Web page code records:
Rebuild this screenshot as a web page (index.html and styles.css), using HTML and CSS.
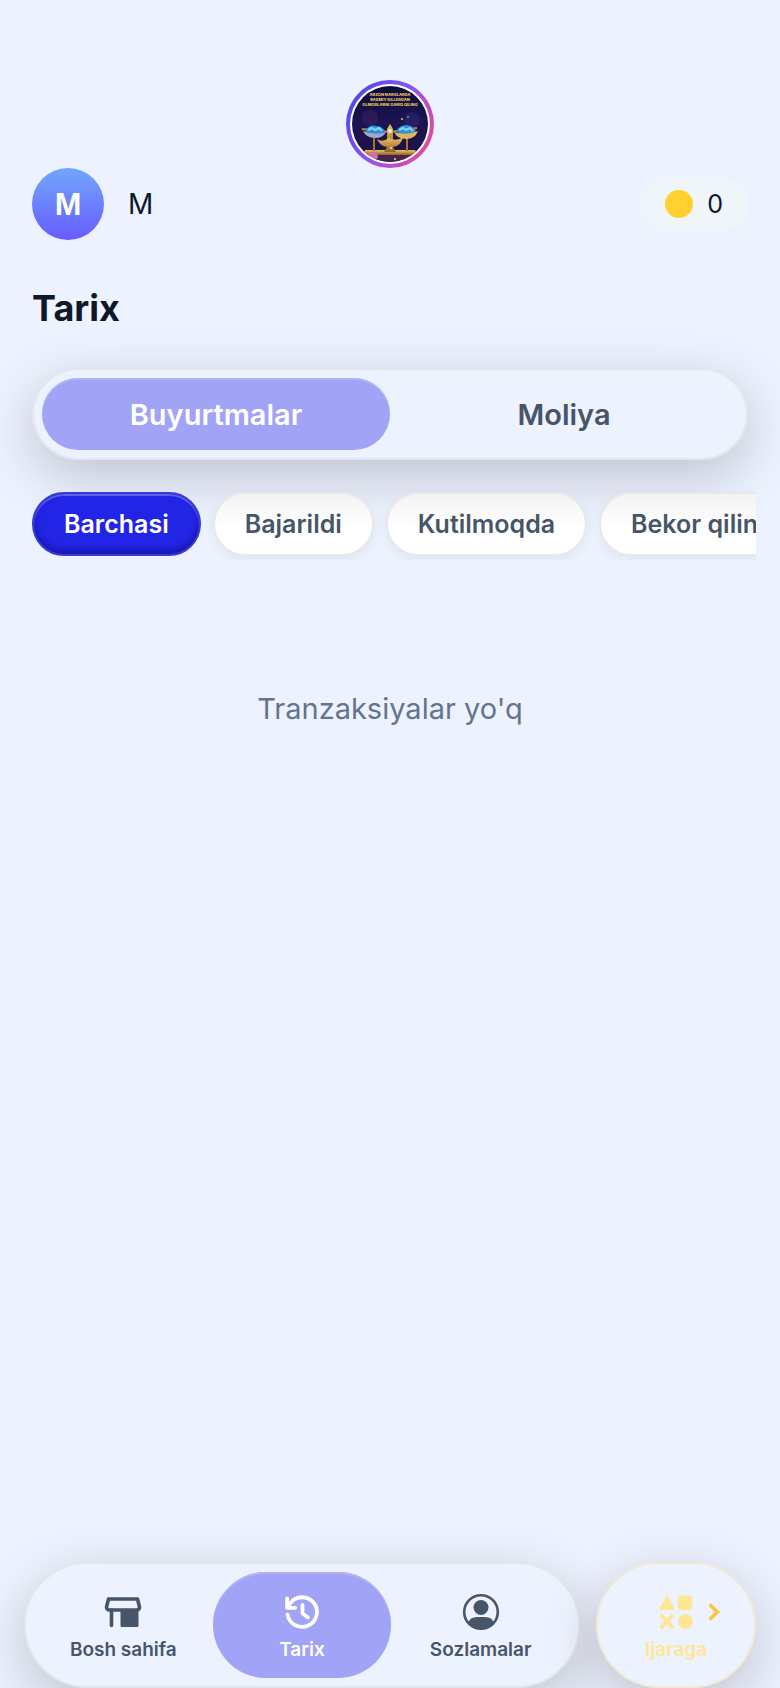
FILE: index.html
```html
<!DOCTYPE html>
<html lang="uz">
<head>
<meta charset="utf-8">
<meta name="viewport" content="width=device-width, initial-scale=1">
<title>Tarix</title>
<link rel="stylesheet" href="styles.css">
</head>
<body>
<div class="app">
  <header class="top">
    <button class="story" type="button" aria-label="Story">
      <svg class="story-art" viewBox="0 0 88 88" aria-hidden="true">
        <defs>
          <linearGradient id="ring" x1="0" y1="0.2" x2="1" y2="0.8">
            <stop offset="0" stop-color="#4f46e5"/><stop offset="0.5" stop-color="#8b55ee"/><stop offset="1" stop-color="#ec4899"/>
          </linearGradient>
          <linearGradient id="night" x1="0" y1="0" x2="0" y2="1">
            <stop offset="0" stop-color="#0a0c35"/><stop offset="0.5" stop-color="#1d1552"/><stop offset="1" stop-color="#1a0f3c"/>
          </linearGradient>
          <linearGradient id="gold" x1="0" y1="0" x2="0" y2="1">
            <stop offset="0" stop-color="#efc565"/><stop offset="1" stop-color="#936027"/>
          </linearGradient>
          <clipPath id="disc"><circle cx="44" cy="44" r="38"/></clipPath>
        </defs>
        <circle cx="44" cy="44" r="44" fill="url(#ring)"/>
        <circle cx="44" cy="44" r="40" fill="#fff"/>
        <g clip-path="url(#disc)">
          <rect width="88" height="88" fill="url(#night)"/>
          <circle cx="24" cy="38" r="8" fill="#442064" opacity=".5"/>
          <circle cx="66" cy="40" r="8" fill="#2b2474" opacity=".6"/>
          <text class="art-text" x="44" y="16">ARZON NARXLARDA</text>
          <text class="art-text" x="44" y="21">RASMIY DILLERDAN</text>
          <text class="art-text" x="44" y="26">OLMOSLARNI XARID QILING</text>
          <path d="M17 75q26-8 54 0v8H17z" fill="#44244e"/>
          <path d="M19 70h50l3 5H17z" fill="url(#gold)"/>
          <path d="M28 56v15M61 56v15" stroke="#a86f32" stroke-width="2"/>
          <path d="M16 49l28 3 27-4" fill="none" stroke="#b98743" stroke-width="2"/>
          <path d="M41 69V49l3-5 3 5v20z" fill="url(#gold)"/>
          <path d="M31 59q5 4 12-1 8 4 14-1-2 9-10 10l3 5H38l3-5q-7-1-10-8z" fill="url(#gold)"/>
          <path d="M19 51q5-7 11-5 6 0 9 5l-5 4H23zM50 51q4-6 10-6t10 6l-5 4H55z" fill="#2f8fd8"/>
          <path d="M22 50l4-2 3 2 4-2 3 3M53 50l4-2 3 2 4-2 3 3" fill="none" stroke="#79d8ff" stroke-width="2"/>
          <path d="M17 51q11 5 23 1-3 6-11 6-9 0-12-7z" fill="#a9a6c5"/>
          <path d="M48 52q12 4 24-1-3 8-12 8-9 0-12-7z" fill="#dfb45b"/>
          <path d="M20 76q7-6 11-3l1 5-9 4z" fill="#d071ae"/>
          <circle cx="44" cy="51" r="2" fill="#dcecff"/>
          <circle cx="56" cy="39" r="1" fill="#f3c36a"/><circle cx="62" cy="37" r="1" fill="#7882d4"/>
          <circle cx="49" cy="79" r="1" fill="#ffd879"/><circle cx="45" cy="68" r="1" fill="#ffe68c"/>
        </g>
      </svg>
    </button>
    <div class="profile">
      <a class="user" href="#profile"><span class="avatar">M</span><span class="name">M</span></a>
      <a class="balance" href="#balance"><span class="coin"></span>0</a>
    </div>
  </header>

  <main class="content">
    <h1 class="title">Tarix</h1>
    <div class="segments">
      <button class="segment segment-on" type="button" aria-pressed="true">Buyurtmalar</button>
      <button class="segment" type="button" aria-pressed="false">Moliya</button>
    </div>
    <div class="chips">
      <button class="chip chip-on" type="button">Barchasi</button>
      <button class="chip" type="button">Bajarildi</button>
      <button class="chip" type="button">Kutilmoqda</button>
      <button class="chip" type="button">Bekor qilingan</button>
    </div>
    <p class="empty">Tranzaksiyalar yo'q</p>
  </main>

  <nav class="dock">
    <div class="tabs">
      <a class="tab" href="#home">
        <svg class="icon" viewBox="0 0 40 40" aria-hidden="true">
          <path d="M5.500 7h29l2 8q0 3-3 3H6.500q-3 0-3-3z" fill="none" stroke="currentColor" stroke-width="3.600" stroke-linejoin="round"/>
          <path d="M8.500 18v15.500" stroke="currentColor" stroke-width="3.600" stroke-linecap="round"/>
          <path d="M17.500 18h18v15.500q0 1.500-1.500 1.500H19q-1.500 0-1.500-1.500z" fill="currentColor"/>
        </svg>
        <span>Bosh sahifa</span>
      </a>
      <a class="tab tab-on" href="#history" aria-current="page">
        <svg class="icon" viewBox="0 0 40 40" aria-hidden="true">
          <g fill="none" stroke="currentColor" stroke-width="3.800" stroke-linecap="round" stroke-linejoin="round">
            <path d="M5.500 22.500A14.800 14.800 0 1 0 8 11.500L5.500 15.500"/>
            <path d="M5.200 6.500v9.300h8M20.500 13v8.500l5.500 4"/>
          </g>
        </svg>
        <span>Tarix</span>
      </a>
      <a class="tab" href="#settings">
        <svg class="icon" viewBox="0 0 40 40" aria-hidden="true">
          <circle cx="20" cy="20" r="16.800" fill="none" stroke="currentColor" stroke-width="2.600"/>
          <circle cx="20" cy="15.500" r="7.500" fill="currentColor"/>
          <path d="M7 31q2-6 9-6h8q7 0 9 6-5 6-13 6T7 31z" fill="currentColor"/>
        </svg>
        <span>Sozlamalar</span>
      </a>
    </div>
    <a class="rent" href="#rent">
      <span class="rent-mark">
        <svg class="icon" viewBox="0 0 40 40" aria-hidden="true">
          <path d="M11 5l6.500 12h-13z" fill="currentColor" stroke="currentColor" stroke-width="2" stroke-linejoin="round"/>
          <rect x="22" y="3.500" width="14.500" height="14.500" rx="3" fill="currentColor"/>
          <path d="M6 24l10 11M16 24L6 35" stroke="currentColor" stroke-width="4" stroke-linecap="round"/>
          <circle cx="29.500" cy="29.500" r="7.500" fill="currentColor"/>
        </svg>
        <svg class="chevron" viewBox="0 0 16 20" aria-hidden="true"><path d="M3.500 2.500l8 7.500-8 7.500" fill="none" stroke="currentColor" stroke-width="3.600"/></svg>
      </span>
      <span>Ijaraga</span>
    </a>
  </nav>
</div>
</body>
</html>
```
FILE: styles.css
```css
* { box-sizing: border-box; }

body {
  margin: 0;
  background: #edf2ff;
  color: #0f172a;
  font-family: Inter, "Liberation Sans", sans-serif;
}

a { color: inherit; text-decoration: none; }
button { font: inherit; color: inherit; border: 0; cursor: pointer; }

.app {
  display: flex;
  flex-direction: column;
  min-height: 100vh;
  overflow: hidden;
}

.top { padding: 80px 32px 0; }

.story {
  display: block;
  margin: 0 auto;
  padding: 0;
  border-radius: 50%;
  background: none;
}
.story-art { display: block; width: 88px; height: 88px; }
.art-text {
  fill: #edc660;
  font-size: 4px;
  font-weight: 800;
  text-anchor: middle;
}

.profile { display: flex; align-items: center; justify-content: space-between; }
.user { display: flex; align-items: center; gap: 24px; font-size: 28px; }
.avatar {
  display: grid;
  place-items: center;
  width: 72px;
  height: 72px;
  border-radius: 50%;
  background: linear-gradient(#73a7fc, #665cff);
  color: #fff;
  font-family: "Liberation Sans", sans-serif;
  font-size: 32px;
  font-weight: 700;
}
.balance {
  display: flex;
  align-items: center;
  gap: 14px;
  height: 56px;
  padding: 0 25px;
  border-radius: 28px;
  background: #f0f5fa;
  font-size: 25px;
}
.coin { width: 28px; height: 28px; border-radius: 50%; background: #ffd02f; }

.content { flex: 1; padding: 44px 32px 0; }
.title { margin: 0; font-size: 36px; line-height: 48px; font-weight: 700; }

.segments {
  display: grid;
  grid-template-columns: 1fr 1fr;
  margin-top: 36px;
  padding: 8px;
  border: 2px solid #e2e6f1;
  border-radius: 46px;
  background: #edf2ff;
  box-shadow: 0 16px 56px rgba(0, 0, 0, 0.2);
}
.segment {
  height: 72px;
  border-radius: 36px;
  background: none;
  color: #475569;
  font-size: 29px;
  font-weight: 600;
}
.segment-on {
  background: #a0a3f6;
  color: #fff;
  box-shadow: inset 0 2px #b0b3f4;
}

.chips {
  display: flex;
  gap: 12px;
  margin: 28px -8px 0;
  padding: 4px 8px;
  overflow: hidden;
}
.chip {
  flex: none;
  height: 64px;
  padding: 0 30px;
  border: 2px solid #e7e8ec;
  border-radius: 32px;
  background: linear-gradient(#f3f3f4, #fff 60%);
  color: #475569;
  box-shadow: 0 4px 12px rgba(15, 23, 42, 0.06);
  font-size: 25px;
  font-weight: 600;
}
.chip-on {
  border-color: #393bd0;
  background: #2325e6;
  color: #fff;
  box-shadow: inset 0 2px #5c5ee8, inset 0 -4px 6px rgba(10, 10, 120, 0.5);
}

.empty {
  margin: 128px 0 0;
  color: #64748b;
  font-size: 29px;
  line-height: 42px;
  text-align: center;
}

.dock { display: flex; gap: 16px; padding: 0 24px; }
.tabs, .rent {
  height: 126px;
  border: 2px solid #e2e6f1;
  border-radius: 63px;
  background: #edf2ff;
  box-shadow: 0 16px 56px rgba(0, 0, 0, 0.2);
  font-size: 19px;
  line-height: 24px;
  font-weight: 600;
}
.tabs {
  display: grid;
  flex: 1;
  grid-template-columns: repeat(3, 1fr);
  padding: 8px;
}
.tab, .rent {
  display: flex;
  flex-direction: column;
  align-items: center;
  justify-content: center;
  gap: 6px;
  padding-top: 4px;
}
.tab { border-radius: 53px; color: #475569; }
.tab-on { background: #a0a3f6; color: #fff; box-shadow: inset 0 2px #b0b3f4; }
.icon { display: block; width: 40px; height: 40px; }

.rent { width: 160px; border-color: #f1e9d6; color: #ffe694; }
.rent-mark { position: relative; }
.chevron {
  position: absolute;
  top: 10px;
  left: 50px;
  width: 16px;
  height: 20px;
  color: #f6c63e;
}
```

---

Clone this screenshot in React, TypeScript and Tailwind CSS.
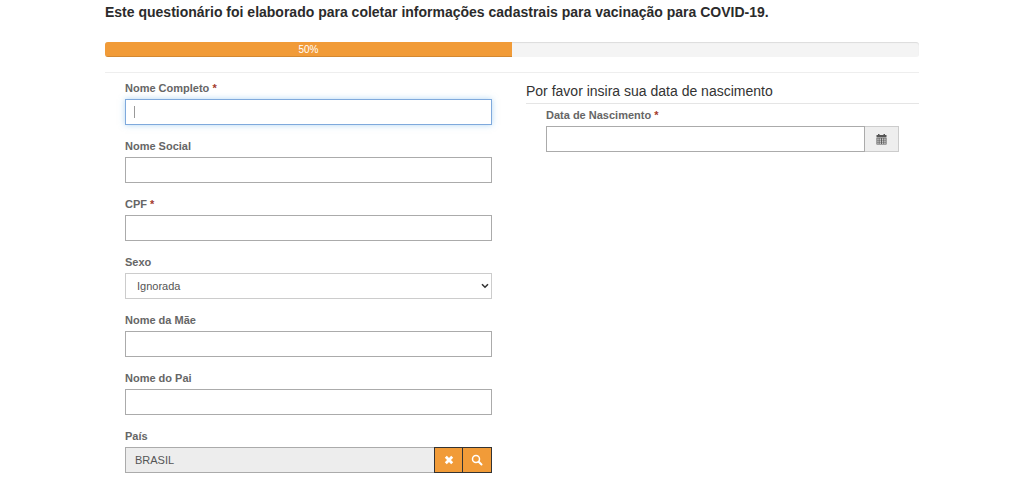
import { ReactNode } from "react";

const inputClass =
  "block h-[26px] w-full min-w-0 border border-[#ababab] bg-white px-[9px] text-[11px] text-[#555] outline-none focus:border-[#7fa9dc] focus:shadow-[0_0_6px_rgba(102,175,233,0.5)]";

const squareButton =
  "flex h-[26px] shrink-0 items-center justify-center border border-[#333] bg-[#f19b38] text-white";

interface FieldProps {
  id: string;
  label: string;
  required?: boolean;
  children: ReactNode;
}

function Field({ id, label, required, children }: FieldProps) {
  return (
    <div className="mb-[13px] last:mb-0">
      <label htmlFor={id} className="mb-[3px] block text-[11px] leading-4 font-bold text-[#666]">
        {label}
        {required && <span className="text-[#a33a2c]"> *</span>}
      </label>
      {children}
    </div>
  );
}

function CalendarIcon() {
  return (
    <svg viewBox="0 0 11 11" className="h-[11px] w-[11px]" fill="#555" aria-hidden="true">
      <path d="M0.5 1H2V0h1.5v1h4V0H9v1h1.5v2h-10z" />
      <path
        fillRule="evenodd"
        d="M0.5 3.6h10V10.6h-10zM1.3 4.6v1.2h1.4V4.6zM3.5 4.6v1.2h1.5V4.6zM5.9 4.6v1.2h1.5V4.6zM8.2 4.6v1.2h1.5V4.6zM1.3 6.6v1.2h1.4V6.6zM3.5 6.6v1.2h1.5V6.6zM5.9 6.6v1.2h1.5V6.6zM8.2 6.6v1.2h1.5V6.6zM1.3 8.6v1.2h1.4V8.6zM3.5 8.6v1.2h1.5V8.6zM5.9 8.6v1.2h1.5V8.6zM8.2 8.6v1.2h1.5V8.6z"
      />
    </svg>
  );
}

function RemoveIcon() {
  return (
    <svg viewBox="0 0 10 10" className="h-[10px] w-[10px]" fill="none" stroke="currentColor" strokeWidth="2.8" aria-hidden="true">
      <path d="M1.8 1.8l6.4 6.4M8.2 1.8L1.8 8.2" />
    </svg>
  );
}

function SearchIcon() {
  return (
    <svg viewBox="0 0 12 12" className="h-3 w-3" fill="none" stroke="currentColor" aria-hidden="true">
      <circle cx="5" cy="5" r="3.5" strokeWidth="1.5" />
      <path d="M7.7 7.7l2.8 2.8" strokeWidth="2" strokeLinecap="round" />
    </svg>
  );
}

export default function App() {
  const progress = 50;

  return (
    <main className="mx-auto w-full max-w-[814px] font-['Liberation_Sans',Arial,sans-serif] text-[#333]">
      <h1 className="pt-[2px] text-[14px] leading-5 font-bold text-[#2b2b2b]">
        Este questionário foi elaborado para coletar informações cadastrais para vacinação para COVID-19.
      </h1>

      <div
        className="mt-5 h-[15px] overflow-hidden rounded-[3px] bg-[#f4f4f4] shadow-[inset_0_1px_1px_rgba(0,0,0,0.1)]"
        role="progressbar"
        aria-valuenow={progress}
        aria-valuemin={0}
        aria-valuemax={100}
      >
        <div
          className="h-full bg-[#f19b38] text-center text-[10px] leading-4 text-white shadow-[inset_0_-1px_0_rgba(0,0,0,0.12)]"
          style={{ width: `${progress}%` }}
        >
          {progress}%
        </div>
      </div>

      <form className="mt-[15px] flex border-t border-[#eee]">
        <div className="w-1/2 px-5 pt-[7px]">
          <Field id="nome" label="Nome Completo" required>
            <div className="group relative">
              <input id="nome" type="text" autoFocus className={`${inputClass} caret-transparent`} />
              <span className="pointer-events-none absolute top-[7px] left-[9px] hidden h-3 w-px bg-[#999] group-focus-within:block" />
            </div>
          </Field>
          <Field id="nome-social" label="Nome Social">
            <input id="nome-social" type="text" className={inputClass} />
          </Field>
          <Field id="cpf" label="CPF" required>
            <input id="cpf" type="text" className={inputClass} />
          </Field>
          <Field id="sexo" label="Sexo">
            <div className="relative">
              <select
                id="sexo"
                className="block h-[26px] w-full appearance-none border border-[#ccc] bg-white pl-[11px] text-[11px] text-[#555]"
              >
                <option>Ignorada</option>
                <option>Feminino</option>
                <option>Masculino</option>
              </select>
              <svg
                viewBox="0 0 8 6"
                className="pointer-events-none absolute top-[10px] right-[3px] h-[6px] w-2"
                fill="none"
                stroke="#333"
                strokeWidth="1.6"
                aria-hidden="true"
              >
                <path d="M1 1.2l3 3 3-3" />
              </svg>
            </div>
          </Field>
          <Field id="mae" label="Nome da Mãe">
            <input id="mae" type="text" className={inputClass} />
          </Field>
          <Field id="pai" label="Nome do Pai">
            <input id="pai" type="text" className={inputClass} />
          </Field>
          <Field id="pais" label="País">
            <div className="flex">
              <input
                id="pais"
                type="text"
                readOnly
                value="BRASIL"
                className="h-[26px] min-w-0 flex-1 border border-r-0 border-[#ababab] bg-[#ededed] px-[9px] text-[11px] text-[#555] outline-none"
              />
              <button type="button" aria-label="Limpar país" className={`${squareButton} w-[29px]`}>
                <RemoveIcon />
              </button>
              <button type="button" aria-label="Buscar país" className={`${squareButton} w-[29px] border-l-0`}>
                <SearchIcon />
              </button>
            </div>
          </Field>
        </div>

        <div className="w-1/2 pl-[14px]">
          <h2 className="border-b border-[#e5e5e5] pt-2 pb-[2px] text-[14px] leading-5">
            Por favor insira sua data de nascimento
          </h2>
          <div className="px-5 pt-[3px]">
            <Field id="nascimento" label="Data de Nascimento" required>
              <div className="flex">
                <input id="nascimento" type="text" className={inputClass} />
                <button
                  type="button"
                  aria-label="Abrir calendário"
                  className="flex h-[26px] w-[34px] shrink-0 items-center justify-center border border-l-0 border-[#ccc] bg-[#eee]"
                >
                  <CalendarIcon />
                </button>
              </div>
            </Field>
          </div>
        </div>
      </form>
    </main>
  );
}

Exercise prompt:
In the listing, find all lines with the string "index" and copy them.

Full response:
Rebuild this screenshot as a web page (index.html and styles.css), using HTML and CSS.
FILE: index.html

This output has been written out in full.